I hope permission was duly sought by the journalists concerned for this use of the Church.

Perhaps the Church concerned should receive a share of the royalties on the book.

UPDATE

I do in fact know which Church Beeching chose for her photoshots that are being used to publicise her book. It is a Catholic Church; a Catholic Church with notices up forbidding photography. 

Beeching's quarrel is with the Church of England; in which, apparently, it has been made clear to her that if she were admitted to Holy Orders, she would be expected to be chaste. This is hardly a remarkable stipulation; the only objection I would make would be to the apparent assunption that chastity is something which is not also required of the Laity. This seems to me a mind-blowingly exaggerated form of corrupt and over-the-top Clericalism. However, no longer being a member of the Church of England, I would be open to fair criticism if I started laying down the law about how that apostate body should conduct itself. But surely I cannot be criticised for objecting to a member of that institution deciding to use a Catholic Church for her ill-judged exhibitionism and her advocacy of activities and lifestyles which Christ and His Church condemn. Is it not, at the very least, terribly bad manners?

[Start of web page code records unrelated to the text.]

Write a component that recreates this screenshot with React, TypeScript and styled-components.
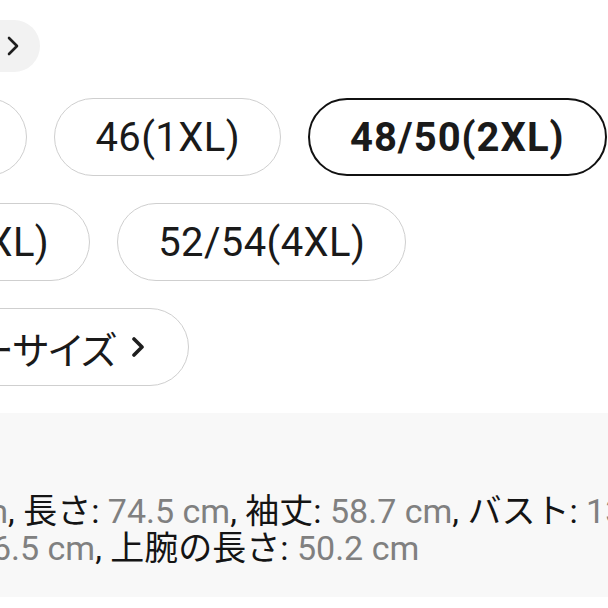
import styled, { createGlobalStyle } from 'styled-components'

const GlobalStyle = createGlobalStyle`
  html, body {
    margin: 0;
    padding: 0;
    background: #fff;
  }
  body {
    font-family: Roboto, "Noto Sans CJK JP", sans-serif;
    color: #1a1a1a;
    overflow: hidden;
  }
`

const Screen = styled.div`
  width: 608px;
  height: 608px;
  overflow: hidden;
  display: flex;
  flex-direction: column;
  background: #fff;
`

// the sheet starts left of the visible area (the screenshot is a zoomed crop)
const Sheet = styled.div`
  margin-left: -199px;
  width: 1000px;
  padding-top: 20px;
  display: flex;
  flex-direction: column;
`

const GuideLink = styled.a`
  align-self: flex-start;
  display: inline-flex;
  align-items: center;
  gap: 8px;
  height: 52px;
  padding: 0 21px 0 31px;
  border-radius: 26px;
  background: #f2f2f2;
  font-size: 28px;
  color: #222;
  text-decoration: none;
`

const SizeGrid = styled.div`
  display: flex;
  flex-wrap: wrap;
  gap: 27px;
  width: 820px;
  margin-top: 26px;
`

const SizeChip = styled.button<{ $selected?: boolean; $jp?: boolean }>`
  box-sizing: border-box;
  display: inline-flex;
  align-items: center;
  gap: 16px;
  height: 78px;
  padding: ${(p) => (p.$jp ? '0 44px 0 40px' : '0 40px')};
  border-radius: 39px;
  background: #fff;
  border: ${(p) => (p.$selected ? '2.5px solid #111' : '1.5px solid #cfcfcf')};
  font-family: Roboto, "Noto Sans CJK JP", sans-serif;
  font-size: ${(p) => (p.$jp ? '38px' : '40px')};
  font-weight: ${(p) => (p.$selected ? 700 : 400)};
  letter-spacing: ${(p) => (p.$selected ? '1px' : p.$jp ? '0' : '0.4px')};
  font-feature-settings: ${(p) => (p.$jp ? '"palt"' : 'normal')};
  color: #1a1a1a;
  white-space: nowrap;
  cursor: pointer;
`

const Band = styled.section`
  box-sizing: border-box;
  margin-top: 27px;
  height: 184px;
  padding-top: 80px;
  background: #f8f8f8;
`

const Measurements = styled.p`
  margin: 0;
  font-size: 34px;
  line-height: 37px;
  white-space: nowrap;
  color: #141414;
`

const Value = styled.span`
  color: #808080;
`

const BottomBar = styled.div`
  margin-top: 11px;
  height: 40px;
  border-top: 2px solid #4a4a4a;
`

const Chevron = ({ stroke = 2.6 }: { stroke?: number }) => (
  <svg width={12} height={20} viewBox="0 0 12 20" fill="none">
    <path d="M2 2 L10 10 L2 18" stroke="#1e1e1e" strokeWidth={stroke} strokeLinecap="round" strokeLinejoin="round" />
  </svg>
)

const sizes = ['44(0XL)', '46(1XL)', '48/50(2XL)', '50/52(3XL)', '52/54(4XL)']

const line1 = [
  ['肩幅', '52.5 cm'],
  ['長さ', '74.5 cm'],
  ['袖丈', '58.7 cm'],
  ['バスト', '132 cm'],
]
const line2 = [
  ['ウエスト', '126.5 cm'],
  ['上腕の長さ', '50.2 cm'],
]

const renderLine = (items: string[][]) =>
  items.map(([label, value], i) => (
    <span key={label}>
      {label}: <Value>{value}</Value>
      {i < items.length - 1 ? ', ' : ''}
    </span>
  ))

export default function App() {
  return (
    <Screen>
      <GlobalStyle />
      <Sheet>
        <GuideLink href="#">
          サイズガイド
          <Chevron />
        </GuideLink>
        <SizeGrid>
          {sizes.map((s) => (
            <SizeChip key={s} $selected={s === '48/50(2XL)'}>
              {s}
            </SizeChip>
          ))}
          <SizeChip $jp>
            レギュラーサイズ
            <Chevron stroke={3.6} />
          </SizeChip>
        </SizeGrid>
        <Band>
          <Measurements>
            {renderLine(line1)}
            <br />
            {renderLine(line2)}
          </Measurements>
        </Band>
        <BottomBar />
      </Sheet>
    </Screen>
  )
}
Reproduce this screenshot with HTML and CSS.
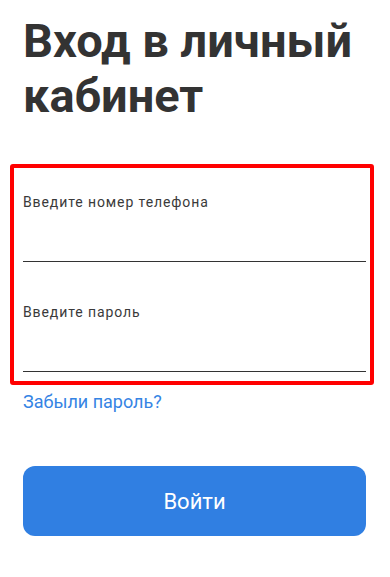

I have rather wondered if the reason might be that, had she turned up in S Paul's or in Westminster Abbey and started to mess around with her photographers, "Security" would undoubtedly have intervened.

Or is it simply that, for these sad ideologists who promote disordered genital activity, the Catholic Church is the natural, indeed, prescriptive, object of hatred?  

Final frivolous passing thought: couldn't Beeching and her photographic crew go off and do stuff in some Kremlin Church, under the immediate and watchful eye of Vladimir Vladimirovich? One could then at least respect their courage. And the aftermath would be real publicity! Just think how sales would rocket!